Launch of Rise means Ireland’s political left now has 15 groups and parties

Founder Paul Murphy been influenced by ground-up campaigns like water charges, Repeal

If ever there was a need for a new academic discipline it would be micropolitics. Its primary subject matter? Left-wing groupings in Ireland.

There are many socialist organisations, but the difference between them is not obvious to the untrained eye. It is only through years of hard labour and re-education in the field that a person will acquire the ability to recognise the nuances, arcane history, and not-quite-identical tactics that distinguish them.

The launch of Rise (Radical, Internationalist, Socialist and Environmentalist), a new left-wing group founded by former Socialist TD Paul Murphy, has brought to 15 the number of groups and parties on Ireland’s political left, including Sinn Féin, the Labour Party, the Social Democrats and the Green Party.

The old joke goes that the first item on the agenda for any left-wing party is the split, and there is ample evidence to bear that out in this State. Independents 4 Change, for example, had its origins in the departure of Clare Daly from the Socialist Party.


Murphy said Rise would act as a third arm of Solidarity-People Before Profit, which is made up of two distinct political parties, both Marxist and Trotskyist, and both close in many respects but destined never to join together.

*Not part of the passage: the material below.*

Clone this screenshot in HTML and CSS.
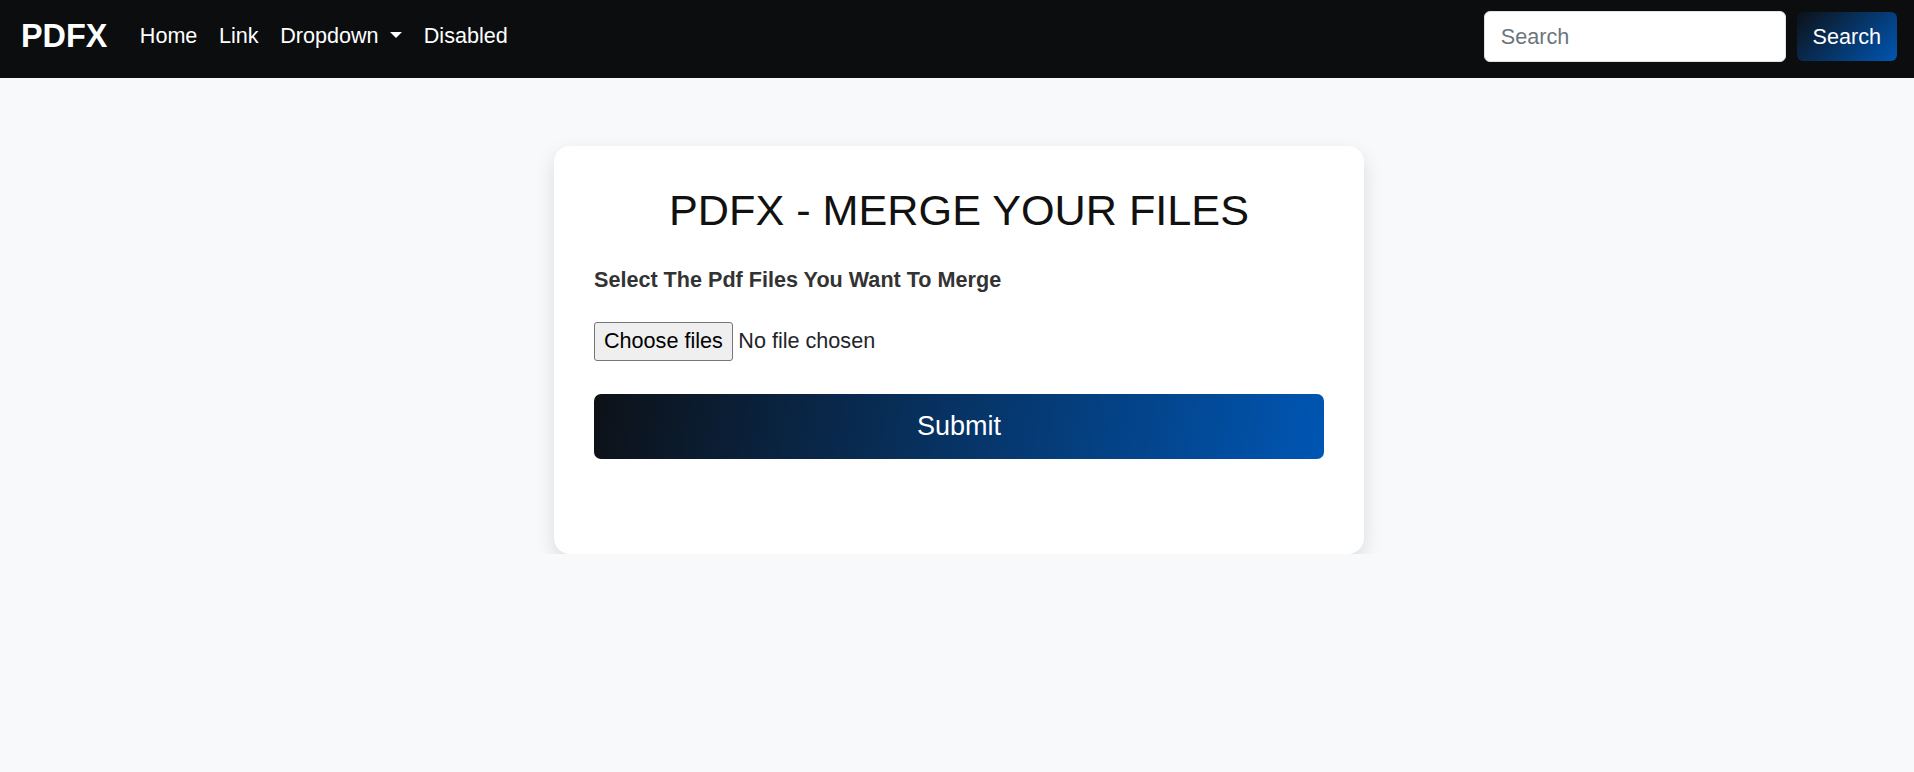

People Before Profit, which has three TDs, is comprised of members of the Socialist Workers Network, which used to be the Socialist Workers Party. It was formed in 1971 from disparate radical left groups and is aligned to the International Socialist Tendency.

The Socialist Party was formerly a party of the militant tendency within the Labour Party in Ireland, and is affiliated to the hard-left Committee of Workers’ International, which is based in Britain.

Broader coalitions

For an outsider the easiest way to distinguish between the two parties is in their different views on Northern Ireland and Sinn Féin.

People Before Profit would be seen as more tolerant of republicanism, while Solidarity regards Sinn Féin as a sectarian party. Also, they have different positions on broader coalitions of the left, with the Socialist Party/Solidarity always strictly circumscribing its involvement.

These were among the grounds that led to Murphy and a small group of supporters leave the party to form Rise. Murphy has been influenced by the rise of Syriza and Podemos and ground-up campaigns like that against water charges and Repeal the Eighth.

Murphy sees potential for groups like his to join and influence wider parties such as Labour in Britain and Democratic Socialists of America. He is also open to co-operation with Sinn Féin and the Greens.

Indeed, Rise seems not too far removed from People Before Profit, which itself has called for a broad left movement. What separates them is not easily explainable to those outside the fold.